While both those narratives (sexism and doom) are plausible, I think there’s also a simpler, psychosocial story here of fear-driven stasis. It creates cognitive dissonance for experts to consider that they may be harming the people they intend to help. It’s easier to keep doing what you’re doing, and go with a story that supports that. This isn’t just a problem in women’s health, but it does have unique political dimensions here. “You’ve come a long way, baby” — to be gaslit by a new specialist class of women’s health experts whose common practices actually undermine women’s well-being.
This is toxic feminism, a modern Western phenomenon where apparently feminist intentions underpin regressive interventions (separate post).
In this context, medical practitioners should be aware that the scientific evidence on maternal and infant health effects of exclusive breastfeeding is insufficient to establish causality when it comes to postpartum depression. To the contrary, apparent possible benefits may reflect downstream consequences of better maternal health and other factors causing both more successful breastfeeding and healthier mothers and offspring (the selection effects story); and this spurious correlation may mask substantial costs of breastfeeding the way it’s currently promoted and practiced, including increased PPD risk. So what?

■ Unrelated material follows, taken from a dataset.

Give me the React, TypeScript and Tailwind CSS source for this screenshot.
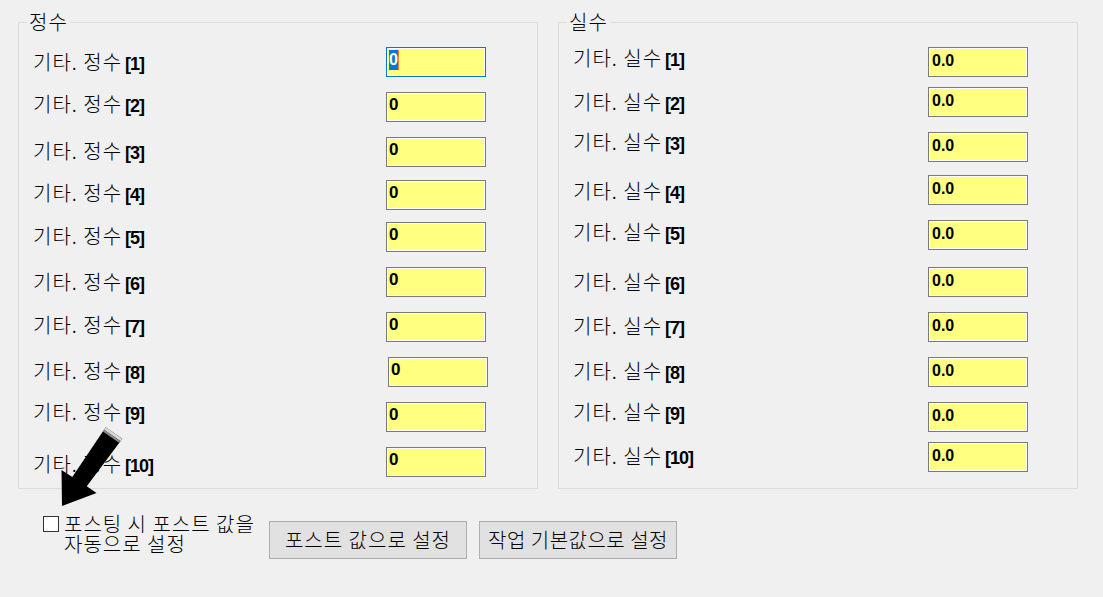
import React from "react";

type Row = { n: number; mt: string; lt: string; ml: string };

const leftRows: Row[] = [
  { n: 1, mt: "mt-[24px]", lt: "mt-[5px]", ml: "" },
  { n: 2, mt: "mt-[15px]", lt: "mt-[2px]", ml: "" },
  { n: 3, mt: "mt-[15px]", lt: "mt-[4px]", ml: "" },
  { n: 4, mt: "mt-[13px]", lt: "mt-[3px]", ml: "" },
  { n: 5, mt: "mt-[12px]", lt: "mt-[4px]", ml: "" },
  { n: 6, mt: "mt-[15px]", lt: "mt-[5px]", ml: "" },
  { n: 7, mt: "mt-[15px]", lt: "mt-[3px]", ml: "" },
  { n: 8, mt: "mt-[15px]", lt: "mt-[4px]", ml: "ml-[2px]" },
  { n: 9, mt: "mt-[15px]", lt: "mt-[0px]", ml: "" },
  { n: 10, mt: "mt-[15px]", lt: "mt-[7px]", ml: "" },
];

const rightRows: Row[] = [
  { n: 1, mt: "mt-[24px]", lt: "mt-[1px]", ml: "" },
  { n: 2, mt: "mt-[10px]", lt: "mt-[5px]", ml: "" },
  { n: 3, mt: "mt-[15px]", lt: "mt-[0px]", ml: "" },
  { n: 4, mt: "mt-[13px]", lt: "mt-[6px]", ml: "" },
  { n: 5, mt: "mt-[15px]", lt: "mt-[2px]", ml: "" },
  { n: 6, mt: "mt-[17px]", lt: "mt-[5px]", ml: "" },
  { n: 7, mt: "mt-[15px]", lt: "mt-[4px]", ml: "" },
  { n: 8, mt: "mt-[15px]", lt: "mt-[4px]", ml: "" },
  { n: 9, mt: "mt-[15px]", lt: "mt-[0px]", ml: "" },
  { n: 10, mt: "mt-[10px]", lt: "mt-[4px]", ml: "" },
];

const ko = "font-['Noto_Sans_CJK_KR',sans-serif] font-light";

function Label({ kind, n }: { kind: string; n: number }) {
  return (
    <span className="whitespace-nowrap leading-[20px] text-black">
      <span className={`${ko} text-[20px] tracking-[1px]`}>기타. {kind}</span>
      <span className="ml-[3px] font-['Liberation_Sans',sans-serif] text-[18px] font-bold tracking-[-1px]">
        [{n}]
      </span>
    </span>
  );
}

function Field({ value, selected, real }: { value: string; selected?: boolean; real?: boolean }) {
  return (
    <div
      className={`h-[30px] w-[100px] shrink-0 border bg-[#ffff80] pl-[2px] pt-[2px] shadow-[inset_0_0_0_1px_#ffffff] ${
        selected ? "border-[#0078d7]" : "border-[#7a7a7a]"
      }`}
    >
      {selected ? (
        <span className="flex h-[20px] items-start">
          <span className="flex h-[20px] w-[9px] justify-center bg-[#0078d7] font-['Liberation_Sans',sans-serif] text-[16px] font-bold leading-[20px] text-white">
            {value}
          </span>
          <span className="h-[20px] w-px bg-[#f08030]" />
        </span>
      ) : (
        <span
          className={`block font-['Liberation_Sans',sans-serif] font-bold leading-[20px] text-black ${
            real ? "pl-px pt-[1px] text-[16px]" : "text-[17px]"
          }`}
        >
          {value}
        </span>
      )}
    </div>
  );
}

function Group({
  title,
  kind,
  rows,
  labelW,
  real,
}: {
  title: string;
  kind: string;
  rows: Row[];
  labelW: string;
  real?: boolean;
}) {
  return (
    <div className="relative h-[467px] w-[520px] shrink-0 border border-[#dcdcdc]">
      <span
        className={`absolute left-[8px] top-[-11px] bg-[#f0f0f0] px-[2px] ${ko} text-[20px] leading-[20px] tracking-[1px] text-black`}
      >
        {title}
      </span>
      <div className="flex flex-col pl-[14px]">
        {rows.map((r) => (
          <div key={r.n} className={`flex h-[30px] items-start ${r.mt}`}>
            <div className={`${labelW} shrink-0 ${r.lt}`}>
              <Label kind={kind} n={r.n} />
            </div>
            <div className={r.ml}>
              <Field value={real ? "0.0" : "0"} real={real} selected={!real && r.n === 1} />
            </div>
          </div>
        ))}
      </div>
    </div>
  );
}

function Arrow() {
  return (
    <svg className="pointer-events-none absolute left-0 top-0" width="160" height="540" viewBox="0 0 160 540">
      <polygon
        points="122.3,438.7 105.7,427.3 72.3,476.9 61.5,470.1 62,506 96.5,492.9 86.8,486.3"
        fill="#000000"
      />
      <polygon points="122.3,438.7 105.7,427.3 104.0,429.8 120.6,441.2" fill="#d8d8d8" />
      <polygon points="120.6,441.2 104.0,429.8 102.8,431.5 119.4,442.9" fill="#8a8a8a" />
    </svg>
  );
}

export default function App() {
  return (
    <div className="relative h-[597px] w-[1103px] overflow-hidden bg-[#f0f0f0]">
      <div className="flex flex-col pl-[18px] pt-[22px]">
        <div className="flex gap-[20px]">
          <Group title="정수" kind="정수" rows={leftRows} labelW="w-[353px]" />
          <Group title="실수" kind="실수" rows={rightRows} labelW="w-[355px]" real />
        </div>
        <div className="ml-[25px] mt-[25px] flex items-start">
          <div className="flex w-[226px] items-start">
            <span className="mt-[2px] h-[16px] w-[16px] shrink-0 border border-[#333333] bg-white" />
            <span className={`ml-[5px] whitespace-nowrap ${ko} text-[20px] leading-[20px] tracking-[1px] text-black`}>
              포스팅 시 포스트 값을
              <br />
              자동으로 설정
            </span>
          </div>
          <div className="mt-[7px] flex gap-[12px]">
            <button
              className={`flex h-[38px] w-[198px] items-center justify-center border border-[#adadad] bg-[#e1e1e1] ${ko} text-[20px] leading-[20px] tracking-[1px] text-black`}
            >
              포스트 값으로 설정
            </button>
            <button
              className={`flex h-[38px] w-[198px] items-center justify-center border border-[#adadad] bg-[#e1e1e1] ${ko} text-[20px] leading-[20px] tracking-[0.5px] text-black`}
            >
              작업 기본값으로 설정
            </button>
          </div>
        </div>
      </div>
      <Arrow />
    </div>
  );
}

Healthcare professionals should encourage supplementary formula-feeding (mixed feeding) from birth until breastmilk supply is established in order to prevent neonatal starvation and promote maternal health. They should advise women who wish to become pregnant on lifestyle changes that might facilitate better outcomes of many kinds, including lactation. We have the evidence base to screen, treat, and counsel pregnant women with occult or frank disease that places them at heightened risk of both breastfeeding problems and PPD — common problems like overweight/obesity. So maybe someone could work on constructing review-based guidelines for that kind of clinical intervention on a harm prevention model, instead of assessing whether the literature provides any evidence that lactation cookies prevent depression in new mothers, or do much of anything at all. (Spoiler alert: Nope.)
The beautiful mess
This is what I like about putting biology on the board in women’s health: It takes health problems out of women’s heads — where they have historically been treated as “hysteria” — and puts them firmly in physical reality, while also keeping it messy. In this case, maternal health (physical and previous mental health, socio-economic and social, historical and situational) likely influences both breastfeeding and maternal mental health outcomes. But it could still be the case that behavioral differences in breastfeeding drive biological changes causally affecting depression.
As Sapolsky notes, "our behavioral biology is usually meaningless outside the context of the social factors and environment in which it occurs." Putting biology on the board does not reduce us to Cartesian machines. It doesn’t necessarily simply things at all. It just puts the basic pieces we know might matter into place for structural thinking about what’s going on here in this beautiful mess we call life that is physical and psychological, behavioral and chemical, individual and social, all at the same time. If we’re going to try to piece together health puzzles, having all the pieces out seems like a good start.
Building on Sapolsky’s insight, I have to say that breastfeeding could very well be part of a virtual/vicious cycle dyad in which biopsychosocial feedback loops mean that it has positive health effects when it goes well, and negative ones when it goes poorly (many subtopics). The point is not that this story is implausible. It’s that the breastfeeding myth only tells the positive half, and does that without properly mooring it in fuller causal logic according to available evidence. Science and medicine can do better. Let’s.